Almost every public cloud provider offers single-use containers, with additional layers of management. We closely compared Google Cloud Run, AWS ECS (Fargate), and AWS Batch (using AWS ECS with Fargate containers). Google Cloud Run uses gVisor under the hood, while AWS Fargate uses Firecracker.
The main benefits of AWS Batch over pure container hosting services like ECS and Cloud Run are that it supports retrying failed jobs automatically and enqueues jobs to support controlled parallelism.
Implementing the first iteration was rather easy: Every time a deployment was requested, we simply started a container running our deployment worker service. Once started up, it would download all required providers from a shared bucket and proceed to run the deployment. Every container would be completely isolated from other workloads to prevent noisy neighbour effects.
This approach worked fairly well, but one issue that surfaced almost immediately was the considerable startup times. From sending the API request to AWS to starting the process, it often took between one and two minutes, a delay we couldn’t influence. This crushed the idea of instantaneous deployments, so we debated whether the additional overhead of queuing and retrying jobs was worth the delay, and agreed that we should evaluate other options.
Starting a container directly on AWS ECS completely eliminated the delay that queuing added in AWS Batch, so we only incurred a couple of seconds to pull the deployment worker image. We added this deployment strategy to the existing Batch-based deployment so that we could decide which launch type to use at run time.
Looking back, there were more options on the table, including Fly Machines, and Firecracker-based micro-VMs as a service that would have given us isolation and immediate startup times, at the cost of another vendor and potentially higher prices (though nothing comes close to AWS in terms of burning money on cloud services).
We could have spent more time on self-hosting untrusted workloads too. gVisor on our own infrastructure could have been a viable combination that would have dramatically lowered per-deployment costs while increasing our baseline cloud spend. On top of that, spending time monitoring clusters and putting out fires wasn’t something we wanted to worry about, so choosing a managed service was more important for us.
While our containers were running in isolation, even one instance of escalating privileges could have compromised our production account running all workloads.

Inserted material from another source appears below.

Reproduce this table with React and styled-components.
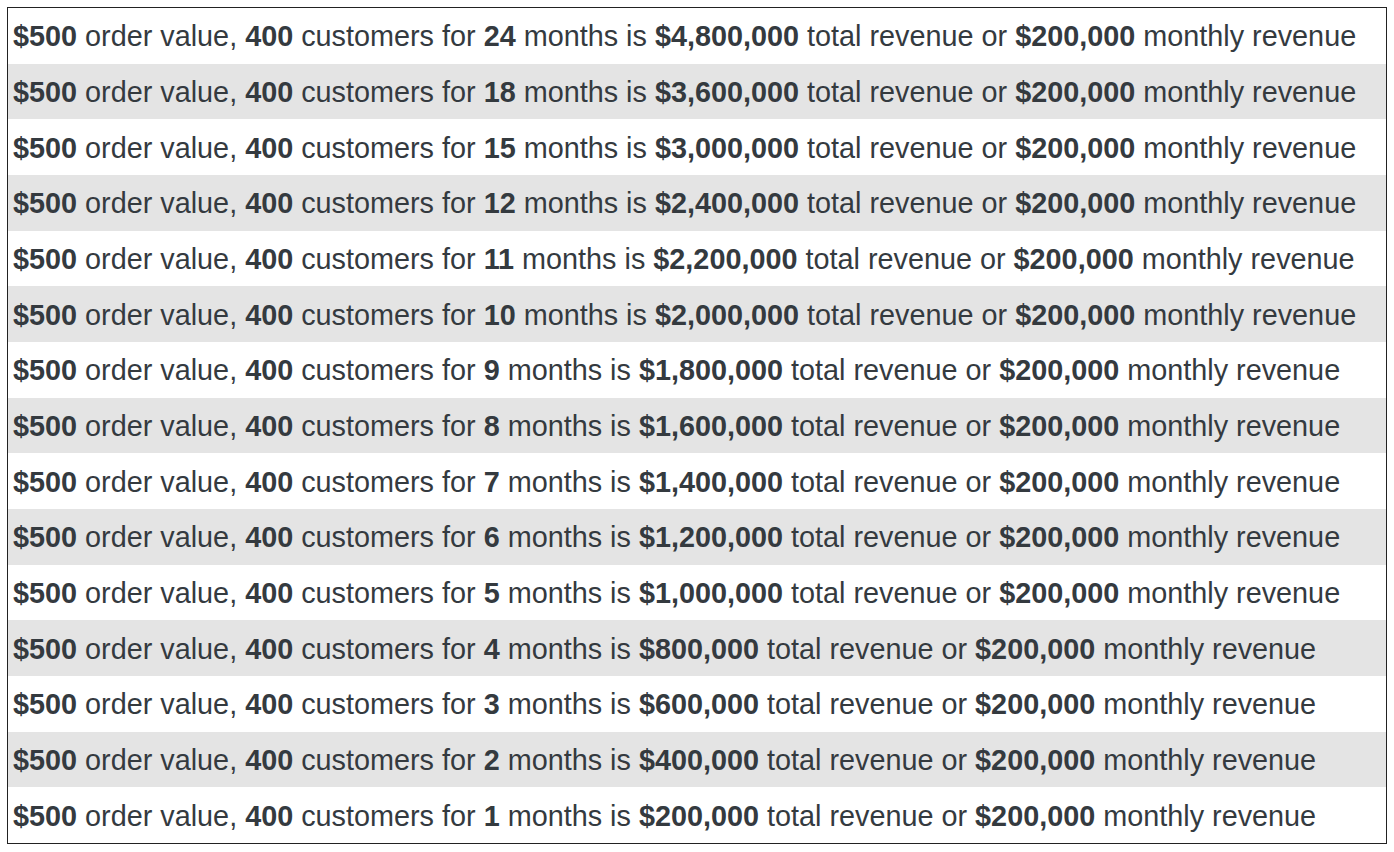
import React from 'react';
import styled, { createGlobalStyle } from 'styled-components';

const GlobalStyle = createGlobalStyle`
  body {
    margin: 0;
    background: #fff;
    font-family: "Liberation Sans", Arial, sans-serif;
  }
`;

const Table = styled.div`
  margin: 7px 0 0 7px;
  width: 1378px;
  border: 1px solid #222;
  display: flex;
  flex-direction: column;
`;

const Row = styled.div`
  box-sizing: border-box;
  height: 55.67px;
  display: flex;
  align-items: center;
  padding: 2px 0 0 5px;
  background: ${props => (props.striped ? '#e4e4e4' : '#fff')};
  color: #343a3f;
  font-size: 28.8px;
  white-space: nowrap;
`;

const months = [24, 18, 15, 12, 11, 10, 9, 8, 7, 6, 5, 4, 3, 2, 1];

const fmt = n => '$' + n.toLocaleString('en-US');

class App extends React.PureComponent {
  render() {
    return (
      <>
        <GlobalStyle />
        <Table>
          {months.map((m, key) => (
            <Row key={key} striped={key % 2 === 1}>
              <span>
                <b>$500</b> order value, <b>400</b> customers for <b>{m}</b> months is{' '}
                <b>{fmt(m * 200000)}</b> total revenue or <b>$200,000</b> monthly revenue
              </span>
            </Row>
          ))}
        </Table>
      </>
    );
  }
}

export default App;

Not only that, even the case of starting too many containers could have starved resource quotas, leading to production deployments being unable to startup after a release.
For this reason, we made sure to offload all user-related resources and containers to a separate account, creating another safety barrier, just in case.
In today’s world of public clouds and smaller service providers, it’s really easy to run untrusted code on demand. You don’t have to get your hands dirty maintaining infinite YAML files and understanding Raft consensus protocols, which is nice. At the end, which provider you chose mostly boils down to your requirements. Do you need to provision long-running or one-off workloads? Do you need to expose services to the internet or do you just need worker-style services? Do you need auto-scaling or persistence? You can follow all these questions and factor in a rough price you’re willing to pay and build the rest.
But while it’s easy to make user code run in the cloud, you might not need to offer such a powerful tool at all. With the next iteration of Anzu, we’re focusing on helping teams move faster with powerful building blocks they can integrate with their applications. While we might offer managed deployments in the future, we want to let teams choose their service provider of choice for hosting while we focus on generating value in other parts of the stack. This lets us move much more quickly right now.